Don Cheadle is one of those actors who seems to be everywhere these days, popping up in After the Sunset, Ocean’s Twelve, The Assassination of Richard Nixon and so on. But his minor roles in those films pale next to his powerful performance in Hotel Rwanda, the true story of Paul Rusesabagina, a hotel manager who saved over a thousand Hutu and Tutsi lives during the genocidal civil war that afflicted that country ten years ago.
Directed by Terry George (whose scripts for In the Name of the Father and Some Mother’s Son focused on the Irish troubles) from a screenplay he co-wrote with newcomer Keir Pearson, Hotel Rwanda has, predictably, earned comparisons to Schindler’s List. But while there are definite similarities between the two films — Paul bribes officials with money and liquor and uses his connections to save as many lives as he can, just as Oskar Schindler did — there are some differences, too.
First, unlike the philandering Schindler, Paul is a devoted family man; and what’s more, he cannot pretend to rise above the people he is protecting, because he is one of them — indeed, Paul is a Hutu and his wife, Tatiana (Sophie Okonedo), is a Tutsi, and his willingness to stick up for his wife’s kin makes him a traitor in the eyes of some of his fellow Hutus, who regard the Tutsis as mere “cockroaches”.
In addition, to guarantee that the film would be rated PG-13 in the United States, and thus open to all audiences, the filmmakers have eschewed the brutal in-your-face realism of most recent war movies, and are careful to keep the bloody violence and dehumanizing nudity (in a scene where Tutsi women are enslaved as “prostitutes” for the Hutu militias) to a minimum. There are many dead bodies, but the actual killings are kept at a distance.
It may seem like an unfortunate compromise that the visual impact of these atrocities has been toned down in such a manner, but in a way, this actually makes the film more effective. Paul, like some of his relatives and employees, is eager to believe that the rumours of carnage outside the hotel walls are just that — rumours — and the possibility that the violence might spill over into his world, and into his life, keeps things genuinely suspenseful. Plus, the fact that the film focuses on Paul and his family makes us more personally involved in their story.
On one level, the film is a searing indictment of the ineffectiveness of the United Nations and the duplicitousness of those politicians who prevented foreign soldiers from intervening in the Rwandan massacres. In what is almost certainly a nod to the recent animosity between the United States and France, and the mutually hostile expressions of moral superiority thereof, one character specifically pins the blame on both of those countries.

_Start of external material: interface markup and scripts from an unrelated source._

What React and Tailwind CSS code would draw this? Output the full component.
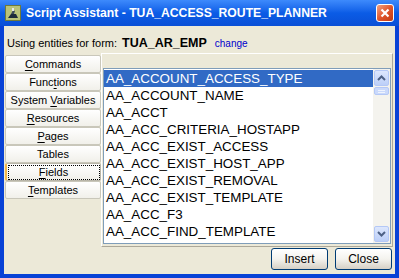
import React from "react";

const TABS = [
  { label: "Commands", key: "C", rest: "ommands" },
  { label: "Functions", pre: "Func", key: "t", rest: "ions" },
  { label: "System Variables", pre: "System ", key: "V", rest: "ariables" },
  { label: "Resources", key: "R", rest: "esources" },
  { label: "Pages", key: "P", rest: "ages" },
  { label: "Tables", pre: "Tables", key: "", rest: "" },
  { label: "Fields", key: "F", rest: "ields", active: true },
  { label: "Templates", key: "T", rest: "emplates" },
];

const FIELDS = [
  "AA_ACCOUNT_ACCESS_TYPE",
  "AA_ACCOUNT_NAME",
  "AA_ACCT",
  "AA_ACC_CRITERIA_HOSTAPP",
  "AA_ACC_EXIST_ACCESS",
  "AA_ACC_EXIST_HOST_APP",
  "AA_ACC_EXIST_REMOVAL",
  "AA_ACC_EXIST_TEMPLATE",
  "AA_ACC_F3",
  "AA_ACC_FIND_TEMPLATE",
];

function AppIcon() {
  return (
    <svg width="16" height="16" viewBox="0 0 16 16">
      <rect x="0" y="0" width="16" height="16" fill="#b9c27a" />
      <rect x="0.5" y="0.5" width="15" height="15" fill="none" stroke="#6f7a3a" />
      <path d="M3 13 L13 13 L11 9 L6 9 Z" fill="#1d2a3a" />
      <path d="M6 9 L8 5 L10 6 L9 9 Z" fill="#3c4a5a" />
      <rect x="7" y="3" width="2" height="3" fill="#e8e8e8" />
    </svg>
  );
}

function Chevron({ down }) {
  return (
    <svg width="9" height="6" viewBox="0 0 9 6">
      <path
        d={down ? "M1 1 L4.5 4.5 L8 1" : "M1 5 L4.5 1.5 L8 5"}
        fill="none"
        stroke="#4d6185"
        strokeWidth="2"
      />
    </svg>
  );
}

export default function App() {
  return (
    <div
      className="w-[399px] h-[278px] flex flex-col bg-[#0842d6] overflow-hidden"
      style={{ fontFamily: '"Liberation Sans", Arial, sans-serif' }}
    >
      <div className="h-[26px] shrink-0 flex items-center pl-[5px] pr-[5px] bg-gradient-to-b from-[#3d8afc] via-[#0b5ce6] to-[#0a4fd6]">
        <AppIcon />
        <span className="ml-[5px] text-[12.2px] font-bold text-white leading-none">
          Script Assistant - TUA_ACCESS_ROUTE_PLANNER
        </span>
        <div className="ml-auto w-[18px] h-[18px] rounded-[3px] border border-white bg-gradient-to-br from-[#f0a080] via-[#e0552c] to-[#c23a10] flex items-center justify-center">
          <svg width="10" height="10" viewBox="0 0 10 10">
            <path d="M1.5 1.5 L8.5 8.5 M8.5 1.5 L1.5 8.5" stroke="#fff" strokeWidth="2.2" />
          </svg>
        </div>
      </div>

      <div className="flex-1 mx-[4px] mb-[4px] bg-[#ece9d8] flex flex-col text-black">
        <div className="h-[27px] flex items-end pb-[4px] pl-[3px] text-[11px] leading-none">
          <span>Using entities for form:</span>
          <span className="ml-[5px] font-bold text-[12.5px]">TUA_AR_EMP</span>
          <span className="ml-[8px] text-[10px] text-[#0000cc]">change</span>
        </div>

        <div className="flex h-[194px]">
          <div className="w-[97px] pl-[1px] pt-[2px] flex flex-col">
            {TABS.map((t) => (
              <div
                key={t.label}
                className={
                  "h-[18px] flex items-center justify-center text-[11px] leading-none rounded-[2px] border bg-gradient-to-b from-white to-[#f1f0ea] " +
                  (t.active
                    ? "border-[#b8b5a8] border-l-[2px] border-l-[#f2b74a]"
                    : "border-[#c9c7ba]")
                }
              >
                <span
                  className={
                    t.active
                      ? "px-[16px] outline outline-1 outline-dotted outline-black outline-offset-[1px] w-[88px] text-center"
                      : ""
                  }
                >
                  {t.pre}
                  {t.key ? <span className="underline underline-offset-2">{t.key}</span> : null}
                  {t.rest}
                </span>
              </div>
            ))}
          </div>

          <div className="flex-1 mr-[2px] border-t border-l border-white border-r border-b border-r-[#aca899] border-b-[#aca899] pt-[14px] pl-[1px] pr-[1px] pb-[2px]">
            <div className="h-full border border-[#7f9db9] bg-white flex">
              <div className="flex-1 pt-[1px]">
                {FIELDS.map((f, i) => (
                  <div
                    key={f}
                    className={
                      "h-[17px] flex items-center pl-[2px] text-[13.4px] leading-none " +
                      (i === 0 ? "bg-[#316ac5] text-white" : "")
                    }
                  >
                    {f}
                  </div>
                ))}
              </div>
              <div className="w-[17px] bg-[#f4f3ee] flex flex-col justify-between p-[1px]">
                <div className="flex flex-col">
                  <div className="h-[16px] rounded-[2px] border border-[#b4c8f6] bg-gradient-to-b from-[#dde7fd] to-[#bccff8] flex items-center justify-center">
                    <Chevron />
                  </div>
                  <div className="h-[8px] mt-[1px] rounded-[2px] border border-[#b4c8f6] bg-[#cad9fb] flex flex-col items-center justify-center gap-[1px]">
                    <div className="w-[7px] h-px bg-[#eef3fe]" />
                    <div className="w-[7px] h-px bg-[#eef3fe]" />
                  </div>
                </div>
                <div className="h-[16px] rounded-[2px] border border-[#b4c8f6] bg-gradient-to-b from-[#dde7fd] to-[#bccff8] flex items-center justify-center">
                  <Chevron down />
                </div>
              </div>
            </div>
          </div>
        </div>

        <div className="flex justify-end gap-[7px] pr-[3px] pt-[1px]">
          {["Insert", "Close"].map((b) => (
            <button
              key={b}
              type="button"
              className="w-[57px] h-[22px] rounded-[3px] border border-[#003c74] bg-gradient-to-b from-white via-[#f4f3ee] to-[#d6d0c5] text-[12px] leading-none text-black"
            >
              {b}
            </button>
          ))}
        </div>
      </div>
    </div>
  );
}
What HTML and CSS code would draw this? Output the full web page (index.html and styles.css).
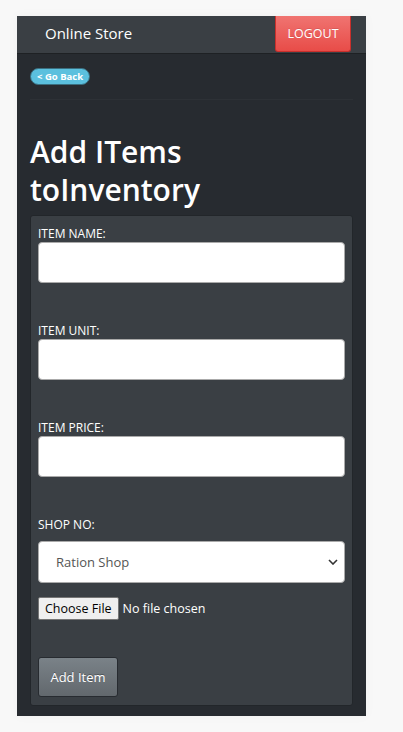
FILE: index.html
```html
<!DOCTYPE html>
<html>
<head>
<meta charset="utf-8">
<link rel="stylesheet" href="styles.css">
</head>
<body>
<div class="app">
  <nav class="navbar">
    <span class="brand">Online Store</span>
    <button class="btn-logout">LOGOUT</button>
  </nav>
  <main class="content">
    <div class="back-row">
      <button class="btn-back">&lt; Go Back</button>
    </div>
    <h1 class="title">Add ITems toInventory</h1>
    <form class="card">
      <div class="group">
        <label class="label">ITEM NAME:</label>
        <input class="field" type="text">
      </div>
      <div class="group">
        <label class="label">ITEM UNIT:</label>
        <input class="field" type="text">
      </div>
      <div class="group">
        <label class="label">ITEM PRICE:</label>
        <input class="field" type="text">
      </div>
      <div class="group">
        <label class="label">SHOP NO:</label>
        <div class="select">
          <span>Ration Shop</span>
          <svg width="10" height="6" viewBox="0 0 10 6"><path d="M1 1 L5 5 L9 1" fill="none" stroke="#333" stroke-width="1.6"/></svg>
        </div>
      </div>
      <div class="file-row">
        <span class="file-btn">Choose File</span>
        <span class="file-text">No file chosen</span>
      </div>
      <button class="btn-add" type="button">Add Item</button>
    </form>
  </main>
</div>
</body>
</html>
```

FILE: styles.css
```css
* { box-sizing: border-box; }
html, body { margin: 0; padding: 0; }
body {
  background: #f8f8f8;
  font-family: "Open Sans", "Noto Sans", sans-serif;
  padding: 16px 0 0 17px;
  height: 732px;
}
.app {
  width: 349px;
  height: 700px;
  background: #272b30;
  box-shadow: 0 0 10px rgba(0,0,0,0.04);
}
.navbar {
  height: 38px;
  background: #3a3f44;
  border-bottom: 1px solid #1e2124;
  display: flex;
  align-items: flex-start;
  justify-content: space-between;
  padding: 0 15px 0 28px;
}
.brand {
  color: #fff;
  font-size: 15px;
  line-height: 34px;
}
.btn-logout {
  width: 76px;
  height: 36px;
  border: 1px solid #c9302c;
  border-top: none;
  border-radius: 0 0 3px 3px;
  background: linear-gradient(#f07471, #e84c48);
  color: #fff;
  font-family: inherit;
  font-size: 12.5px;
  padding: 0;
  text-shadow: 0 -1px 0 rgba(0,0,0,0.1);
}
.content {
  padding: 14px 13px 0 13px;
}
.back-row {
  display: flex;
  padding-bottom: 14px;
  border-bottom: 1px solid #2d3136;
}
.btn-back {
  height: 17px;
  padding: 0 6px;
  border-radius: 9px;
  border: 1px solid #3a6f80;
  background: #5bc0de;
  color: #fff;
  font-family: inherit;
  font-weight: 700;
  font-size: 9.5px;
  line-height: 14px;
}
.title {
  margin: 33px 0 6px 0;
  color: #fff;
  font-size: 30px;
  font-weight: 600;
  line-height: 38px;
  width: 200px;
}
.card {
  background: #3a3f44;
  border: 1px solid #22262a;
  border-radius: 3px;
  padding: 10px 7px 8px 7px;
  display: flex;
  flex-direction: column;
}
.group {
  display: flex;
  flex-direction: column;
  margin-bottom: 40px;
}
.group:nth-child(4) { margin-bottom: 14px; }
.label {
  color: #fff;
  font-size: 12px;
  line-height: 16px;
}
.field {
  height: 41px;
  border: 1px solid #aaa;
  border-radius: 4px;
  background: #fff;
}
.select {
  height: 42px;
  border: 1px solid #aaa;
  border-radius: 4px;
  background: #fff;
  display: flex;
  align-items: center;
  justify-content: space-between;
  padding: 0 6px 0 17px;
  color: #555;
  font-size: 13px;
  margin-top: 8px;
}
.file-row {
  display: flex;
  align-items: center;
  gap: 4px;
  height: 22px;
}
.file-btn {
  height: 23px;
  border: 1px solid #767676;
  border-radius: 2px;
  background: #efefef;
  color: #000;
  font-size: 12.5px;
  line-height: 21px;
  padding: 0 6px;
}
.file-text {
  color: #fff;
  font-size: 12.5px;
}
.btn-add {
  margin-top: 38px;
  width: 80px;
  height: 40px;
  border: 1px solid #272b30;
  border-radius: 3px;
  background: linear-gradient(#7a8288, #62686d);
  color: #fff;
  font-family: inherit;
  font-size: 13px;
  text-shadow: 0 -1px 0 rgba(0,0,0,0.3);
}
```
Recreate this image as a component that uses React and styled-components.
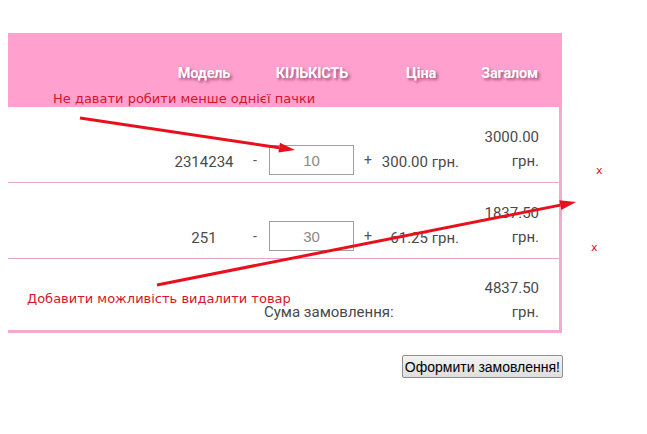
import React from "react";
import styled, { createGlobalStyle } from "styled-components";

const Global = createGlobalStyle`
  html, body { margin: 0; padding: 0; background: #fff; }
  body { margin: 8px; font-family: Roboto, "Noto Sans", sans-serif; }
`;

const Page = styled.div`
  position: relative;
  width: 631px;
  height: 418px;
  box-sizing: border-box;
  padding-top: 25px;
`;

const Cart = styled.div`
  width: 551px;
  border-right: 3px solid #f5a8d0;
  border-bottom: 3px solid #f5a8d0;
`;

const cols = "152px 88px 128px 90px 93px";

const Head = styled.div`
  display: grid;
  grid-template-columns: ${cols};
  height: 74px;
  margin-right: -3px;
  padding-right: 3px;
  background: #ffa0ce;
  align-items: center;
  padding-top: 6px;
  box-sizing: border-box;
`;

const HeadCell = styled.div`
  text-align: center;
  color: #fff;
  font-weight: 700;
  font-size: 14.5px;
  letter-spacing: -0.2px;
  text-shadow: 2px 2px 3px rgba(110, 30, 70, 0.65);
  padding-right: ${(p) => p.$pr || 0}px;
`;

const Row = styled.div`
  position: relative;
  display: grid;
  grid-template-columns: ${cols};
  height: ${(p) => p.$h || 76}px;
  box-sizing: border-box;
  border-bottom: ${(p) => (p.$last ? "none" : "1px solid #e6a6cb")};
  align-items: end;
  padding-bottom: ${(p) => p.$pb || 7}px;
  color: #4a4a4a;
  font-size: 15px;
`;

const Cell = styled.div`
  text-align: ${(p) => p.$align || "center"};
  padding-right: ${(p) => p.$pr || 0}px;
  padding-left: ${(p) => p.$pl || 0}px;
  padding-bottom: ${(p) => p.$pb || 0}px;
  line-height: 24px;
  grid-column: ${(p) => p.$span || "auto"};
  white-space: ${(p) => (p.$nowrap ? "nowrap" : "normal")};
`;

const Total = styled(Cell)`
  width: 60px;
  justify-self: end;
  margin-right: 20px;
  padding-bottom: 2px;
`;

const Qty = styled.div`
  display: flex;
  align-items: center;
  justify-content: center;
  gap: 10px;
  padding-right: 1px;
`;

const Sign = styled.span`
  font-size: 14px;
  color: #555;
  width: 8px;
  text-align: center;
`;

const QtyInput = styled.input`
  width: 85px;
  height: 30px;
  box-sizing: border-box;
  border: 1px solid #a0a0a0;
  text-align: center;
  font-family: "Liberation Sans", Arial, sans-serif;
  font-size: 15px;
  color: #8a8a8a;
  background: #fff;
  padding: 0;
  outline: none;
`;

const Remove = styled.span`
  position: absolute;
  left: ${(p) => p.$left}px;
  top: ${(p) => p.$top}px;
  color: #e0102a;
  font-family: "DejaVu Sans", Verdana, sans-serif;
  font-size: 11px;
`;

const Actions = styled.div`
  width: 555px;
  display: flex;
  justify-content: flex-end;
  margin-top: 22px;
`;

const Submit = styled.button`
  height: 23px;
  padding: 0 2px;
  font-family: "Liberation Sans", Arial, sans-serif;
  font-size: 14px;
  color: #000;
  background: linear-gradient(#f4f4f4, #dedede);
  border: 1px solid #8f8f8f;
  border-radius: 2px;
`;

const Note = styled.div`
  position: absolute;
  left: ${(p) => p.$left}px;
  top: ${(p) => p.$top}px;
  color: #d6142a;
  font-family: "DejaVu Sans", Verdana, sans-serif;
  font-size: 13px;
  white-space: nowrap;
`;

const Arrows = styled.svg`
  position: absolute;
  left: -8px;
  top: -8px;
  pointer-events: none;
`;

function Arrow({ x1, y1, x2, y2 }) {
  const ang = Math.atan2(y2 - y1, x2 - x1);
  const len = 16;
  const w = 5;
  const bx = x2 - len * Math.cos(ang);
  const by = y2 - len * Math.sin(ang);
  const px = -Math.sin(ang) * w;
  const py = Math.cos(ang) * w;
  return (
    <g>
      <line x1={x1} y1={y1} x2={bx} y2={by} stroke="#e8101c" strokeWidth="3" />
      <polygon
        points={`${x2},${y2} ${bx + px},${by + py} ${bx - px},${by - py}`}
        fill="#e8101c"
      />
    </g>
  );
}

export default function App() {
  return (
    <>
      <Global />
      <Page>
        <Cart>
          <Head>
            <HeadCell />
            <HeadCell>Модель</HeadCell>
            <HeadCell>КІЛЬКІСТЬ</HeadCell>
            <HeadCell>Ціна</HeadCell>
            <HeadCell $pr={6}>Загалом</HeadCell>
          </Head>
          <Row>
            <Cell />
            <Cell $pb={1}>2314234</Cell>
            <Qty>
              <Sign>-</Sign>
              <QtyInput defaultValue="10" />
              <Sign>+</Sign>
            </Qty>
            <Cell $align="right" $pr={7} $pb={1} $nowrap>300.00 грн.</Cell>
            <Total $align="right">3000.00 грн.</Total>
            <Remove $left={588} $top={57}>x</Remove>
          </Row>
          <Row>
            <Cell />
            <Cell $pb={1}>251</Cell>
            <Qty>
              <Sign>-</Sign>
              <QtyInput defaultValue="30" />
              <Sign>+</Sign>
            </Qty>
            <Cell $align="right" $pr={7} $pb={1} $nowrap>61.25 грн.</Cell>
            <Total $align="right">1837.50 грн.</Total>
            <Remove $left={583} $top={58}>x</Remove>
          </Row>
          <Row $last $h={71} $pb={4}>
            <Cell />
            <Cell />
            <Cell $span="3 / 5" $align="left" $pl={16} $pb={2} $nowrap>
              Сума замовлення:
            </Cell>
            <Total $align="right">4837.50 грн.</Total>
          </Row>
        </Cart>
        <Actions>
          <Submit>Оформити замовлення!</Submit>
        </Actions>
        <Note $left={45} $top={83}>Не давати робити менше однієї пачки</Note>
        <Note $left={19} $top={283}>Добавити можливість видалити товар</Note>
        <Arrows width="647" height="434" viewBox="0 0 647 434">
          <Arrow x1={80} y1={118} x2={295} y2={150} />
          <Arrow x1={157} y1={285} x2={576} y2={202} />
        </Arrows>
      </Page>
    </>
  );
}
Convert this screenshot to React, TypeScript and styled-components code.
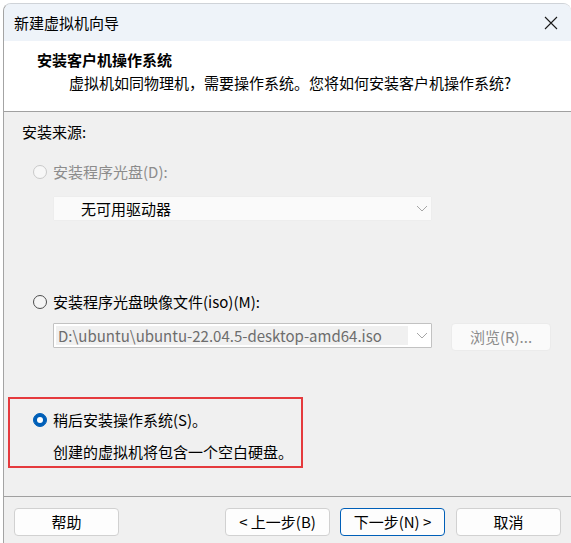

Canada doesn’t come out looking too good, either. Nick Nolte plays Colonel Oliver, the Canuck in charge of the UN forces, and his naïve toast to peace near the beginning allows Paul and others to lull themselves into thinking that everything will be okay. When it turns out the Western nations are not actually interested in saving the Africans, but only in evacuating their own people, the colonel is infuriated. And of course, his hands are tied — his soldiers are not allowed to use their guns, and as he puts it, “We’re here as peacekeepers, not peacemakers.”
Through it all, Paul Rusesabagina tries to keep his dignity, and that of his hotel, as well. He does this partly because, if he does not keep up appearances, the officers he bribes will realize that his hotel is little more than a worthless refugee camp. But you suspect he does this also because every bit of order counts in a world that is sliding into chaos.
Cheadle is absolutely magnificent in the role. I could point to a number of scenes that illustrate how passionate, humorous, and deeply felt his performance is, but my favorite is the one where Paul and Tatiana have a quiet moment to themselves, and after they have shared a laugh over an old secret that he has finally told her, he suddenly tells her they may need to be ready to kill their own children, lest a machete-wielding mob get ahold of them. The sudden shift from laughter to desperate tears of denial is bracing, haunting, and utterly believable.
Terry George’s script occasionally pushes our buttons a little too hard, but his film — the release of which coincides with more recent atrocities in Sudan and elsewhere — is a timely reminder that genocide is not merely something that we can look back on decades after the fact, as with so many Holocaust movies, but rather, it is something that confronts us to this day.